自制心のメカニズム

人文科学

私たちは、多かれ少なかれ理想や目標を持って、それを叶えたいと願っています。

しかし、それを実現するのはほんの一握りの人たちで、大多数の人は理想や目標を叶えられずにいます。

では、目標を達成するには生まれつき特別な才能が必要なのかというと、それは違います。

また、目標を達成する能力は誰でも後天的に鍛えて身につけることができます。

とはいえ、多くの人は禁煙や禁酒、ダイエットや資格試験のための勉強など、目標を掲げ、やるべきこともわかっているのに、それを成し遂げることができないのはなぜだと思いますか。

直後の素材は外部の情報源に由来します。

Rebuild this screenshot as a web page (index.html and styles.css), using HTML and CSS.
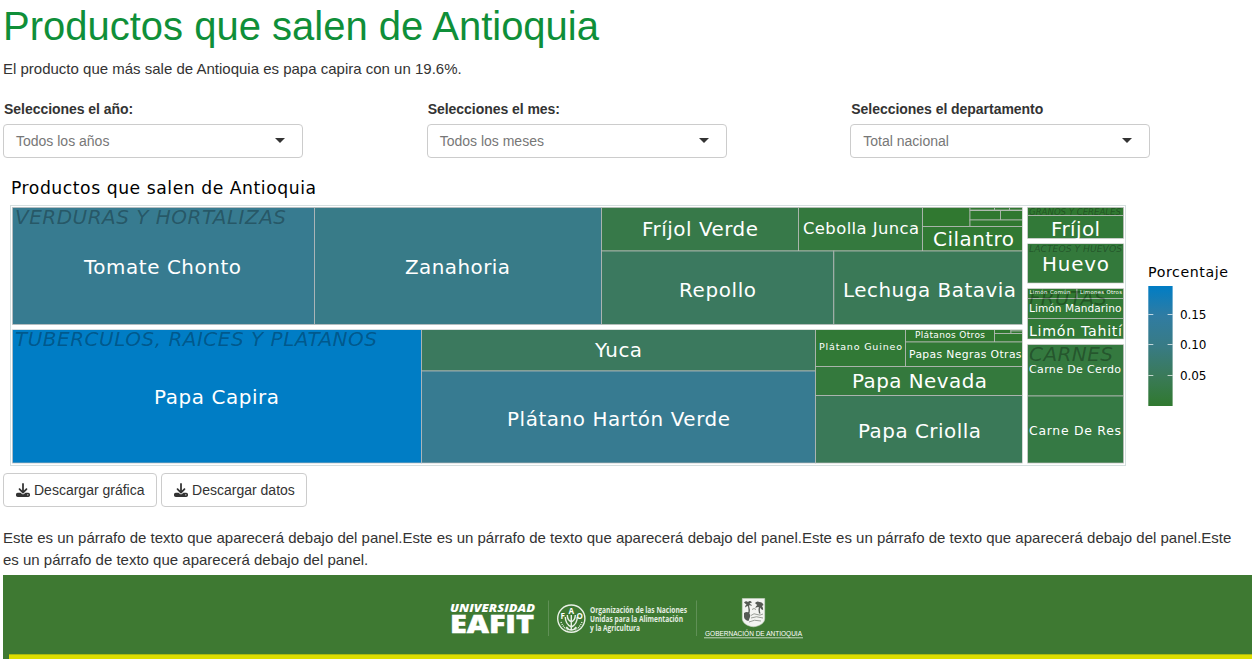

その鍵を握るのがセルフコントロール、つまり『自制心』です。

自制心は個人により強弱の差はあるものの、誰でも持っているものです。

また、ある分野では卓越した自制心を発揮して目標を達成している人なのに、別の分野に関してはからきし自制心が働かないケースも少なくありません。

例えば、一流のスポーツ選手などは卓越した成績を上げるために、自制心を活用して常人では耐えられないようなトレーニングを行い、本番のプレッシャーも跳ねのけ、栄光を手に入れています。

しかし、そんな人が金銭や女性関係に関しては自制心が働かず、大スキャンダルと起こしたりということは珍しくありません。

つまり、ある分野で強い自制心が発揮できたとしても、別の分野では自制心が役に立たなかったり、あるいは自制心が弱かった人が強靭な自制心を身に着け逆転をすることもあれば、自制心を失い没落してしまうこともあるのです。

では、自制心についてもう少し掘り下げてみてみましょう。

自制心というと、その人に備わった人格のようなイメージを持つ人もいるかもしれませんが、真実は全く違います。

例えるなら、自制心は筋肉のようなものなのです。

アメリカの社会心理学者の実験で、2つのグループに分け、一方には誰もが喜ぶ甘いものを食べさせ、もう一方には誰もが嫌がる酸っぱいものを我慢しさせて食べさせました。

その後、2つのグループに難解なパズルに挑戦させたところ、酸っぱいものを食べさせられたグループの方が圧倒的に早くパズルを解くことを諦めたのです。

これは、難解なパズルに挑む前に、酸っぱいものを我慢して食べることに自制心を使ってしまったため、その疲労でパズルで自制心が使えなくなったということです。

これは、フィットネスジムなので、激しい筋トレをした後は普段なら持ち上げられる重さでも、持ち上げることが困難になる状態と似ています。

ですから、大統領になるような卓越した自制心の持ち主でも、日中の激務で自制心を使い果たしてしまうと、禁煙をしようと誓っても仕事が終わったあとに自制心は疲労しきっているため、タバコを吸ってしまうのです。

ただし、自制心は筋肉と同じで休息を取ることで復活しますので、十分な睡眠や、適度な遊びなどで、心を癒やすことによりここぞという場面で自制心を発揮できるようになるでしょう。

また、自制心は筋肉と似ているため、鍛えれば強くなりますし、何もしなければ弱くなります。

そのため、日頃から自制心を使って、何かに挑戦したりしている人は、その他の分野でも規則正しい生活が送れたりします。

逆に、何にも自制心を使わない生活をしていると、いざ自制心が必要な場面で易きに流れていってしまうわけです。

他にも、自制心が弱っている場合でも、モチベーションを上げることで自制心の疲労を補うこともできます。

先程の例で言えば、酸っぱいものを我慢して飲んだ後に難解なパズルを解かされたとしても、「これが解ければ100万円をあげます!」などの条件が加われば、すぐに諦めていた人が長時間頑張ったりできるということです。

また、自制心を使う目標についても単純ではありません。

心からやりたいと思う目標なのか、やらなければならないという義務的な目標なのかによって、自制心の使い方や補強の仕方も変わってきます。

あらゆることを俯瞰して、総合的に自制心を上手に使いこなす方法については、また改めて詳しくお伝えいたします。